**Directive**
List each line of the data in which the string "React" appears.
--- begin Collected data ---
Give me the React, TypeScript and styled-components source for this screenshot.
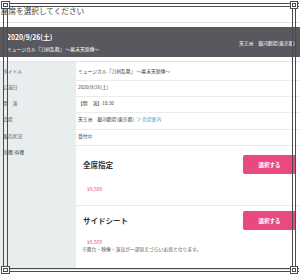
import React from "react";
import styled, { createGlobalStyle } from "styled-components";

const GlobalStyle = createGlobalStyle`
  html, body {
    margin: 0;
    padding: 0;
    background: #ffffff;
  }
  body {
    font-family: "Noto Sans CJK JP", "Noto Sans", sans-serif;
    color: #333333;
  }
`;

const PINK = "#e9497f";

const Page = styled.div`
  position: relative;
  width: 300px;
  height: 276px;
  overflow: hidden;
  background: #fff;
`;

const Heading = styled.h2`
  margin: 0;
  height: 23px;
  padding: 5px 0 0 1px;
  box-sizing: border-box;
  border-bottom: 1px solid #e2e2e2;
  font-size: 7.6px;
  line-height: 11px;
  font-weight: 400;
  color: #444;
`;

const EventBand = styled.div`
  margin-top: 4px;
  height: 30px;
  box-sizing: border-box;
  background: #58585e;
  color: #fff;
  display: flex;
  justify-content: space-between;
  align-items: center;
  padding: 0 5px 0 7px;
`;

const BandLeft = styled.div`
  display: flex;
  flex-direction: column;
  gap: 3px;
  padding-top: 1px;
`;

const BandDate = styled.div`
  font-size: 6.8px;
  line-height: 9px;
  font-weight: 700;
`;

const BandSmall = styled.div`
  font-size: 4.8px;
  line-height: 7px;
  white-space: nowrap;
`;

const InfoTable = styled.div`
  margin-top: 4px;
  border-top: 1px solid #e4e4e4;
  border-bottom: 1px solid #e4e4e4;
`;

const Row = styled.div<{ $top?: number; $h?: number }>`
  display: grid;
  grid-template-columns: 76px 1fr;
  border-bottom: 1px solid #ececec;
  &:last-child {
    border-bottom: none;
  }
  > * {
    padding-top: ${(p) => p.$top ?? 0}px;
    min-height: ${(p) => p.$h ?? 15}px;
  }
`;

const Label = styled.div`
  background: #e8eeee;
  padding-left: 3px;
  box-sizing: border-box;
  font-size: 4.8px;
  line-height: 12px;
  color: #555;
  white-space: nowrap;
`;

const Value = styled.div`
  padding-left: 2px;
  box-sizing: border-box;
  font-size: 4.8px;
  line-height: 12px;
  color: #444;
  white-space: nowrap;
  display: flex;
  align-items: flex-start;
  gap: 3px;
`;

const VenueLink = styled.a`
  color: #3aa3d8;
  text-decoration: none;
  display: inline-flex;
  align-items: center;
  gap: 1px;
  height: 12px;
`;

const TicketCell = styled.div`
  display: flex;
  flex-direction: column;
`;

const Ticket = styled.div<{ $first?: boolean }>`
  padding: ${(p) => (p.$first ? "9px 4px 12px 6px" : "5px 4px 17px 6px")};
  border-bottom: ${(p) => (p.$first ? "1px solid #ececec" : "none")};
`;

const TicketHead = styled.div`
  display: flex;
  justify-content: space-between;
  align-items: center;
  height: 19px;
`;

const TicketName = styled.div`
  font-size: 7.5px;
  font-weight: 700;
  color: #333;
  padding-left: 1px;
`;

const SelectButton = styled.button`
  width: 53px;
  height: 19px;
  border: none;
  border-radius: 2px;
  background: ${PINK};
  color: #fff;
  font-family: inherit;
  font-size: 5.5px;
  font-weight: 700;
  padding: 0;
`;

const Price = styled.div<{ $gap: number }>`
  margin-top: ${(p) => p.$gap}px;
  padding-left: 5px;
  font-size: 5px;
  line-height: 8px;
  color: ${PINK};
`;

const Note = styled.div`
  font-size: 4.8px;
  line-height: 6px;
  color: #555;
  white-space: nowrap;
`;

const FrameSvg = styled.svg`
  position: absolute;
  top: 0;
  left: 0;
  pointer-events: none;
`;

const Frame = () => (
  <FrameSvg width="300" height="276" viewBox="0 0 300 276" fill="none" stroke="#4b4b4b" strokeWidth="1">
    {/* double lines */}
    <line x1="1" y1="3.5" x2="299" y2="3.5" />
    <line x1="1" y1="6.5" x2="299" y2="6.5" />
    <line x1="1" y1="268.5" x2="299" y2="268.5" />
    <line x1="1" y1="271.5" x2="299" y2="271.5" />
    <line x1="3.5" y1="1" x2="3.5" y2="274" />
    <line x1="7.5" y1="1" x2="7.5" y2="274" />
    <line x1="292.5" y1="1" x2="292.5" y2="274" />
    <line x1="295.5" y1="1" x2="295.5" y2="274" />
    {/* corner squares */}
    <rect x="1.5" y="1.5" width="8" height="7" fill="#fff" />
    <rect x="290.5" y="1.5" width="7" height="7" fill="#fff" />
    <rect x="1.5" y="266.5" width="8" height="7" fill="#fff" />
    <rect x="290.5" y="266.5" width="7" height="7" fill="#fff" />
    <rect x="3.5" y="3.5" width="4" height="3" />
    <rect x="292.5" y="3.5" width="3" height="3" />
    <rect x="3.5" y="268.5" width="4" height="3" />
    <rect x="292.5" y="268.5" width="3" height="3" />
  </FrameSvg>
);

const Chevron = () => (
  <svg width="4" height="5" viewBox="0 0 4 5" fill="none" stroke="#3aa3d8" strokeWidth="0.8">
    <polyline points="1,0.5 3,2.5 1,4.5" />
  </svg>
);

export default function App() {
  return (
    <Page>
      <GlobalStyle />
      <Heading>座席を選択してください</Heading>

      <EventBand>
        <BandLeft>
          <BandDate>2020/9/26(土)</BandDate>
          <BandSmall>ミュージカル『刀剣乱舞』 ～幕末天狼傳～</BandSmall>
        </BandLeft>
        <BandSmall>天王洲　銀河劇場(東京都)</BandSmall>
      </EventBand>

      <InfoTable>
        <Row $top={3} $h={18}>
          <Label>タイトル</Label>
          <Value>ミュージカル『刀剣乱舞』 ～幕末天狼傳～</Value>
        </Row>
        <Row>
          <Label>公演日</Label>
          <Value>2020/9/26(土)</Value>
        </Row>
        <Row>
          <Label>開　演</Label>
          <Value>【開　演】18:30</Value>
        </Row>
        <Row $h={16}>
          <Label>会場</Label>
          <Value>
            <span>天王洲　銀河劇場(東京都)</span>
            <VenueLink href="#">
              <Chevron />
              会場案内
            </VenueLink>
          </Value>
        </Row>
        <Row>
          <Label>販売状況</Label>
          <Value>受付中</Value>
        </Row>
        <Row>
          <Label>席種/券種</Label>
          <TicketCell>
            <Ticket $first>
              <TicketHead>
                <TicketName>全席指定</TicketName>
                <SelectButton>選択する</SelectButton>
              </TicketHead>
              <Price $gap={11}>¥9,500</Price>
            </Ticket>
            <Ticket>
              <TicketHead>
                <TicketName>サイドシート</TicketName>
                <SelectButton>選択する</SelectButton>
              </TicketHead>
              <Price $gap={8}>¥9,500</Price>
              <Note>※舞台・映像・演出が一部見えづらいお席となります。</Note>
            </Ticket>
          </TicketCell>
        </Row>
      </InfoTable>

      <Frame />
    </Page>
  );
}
--- end Collected data ---
**Answer**
Give me the React, TypeScript and styled-components source for this screenshot.
import React from "react";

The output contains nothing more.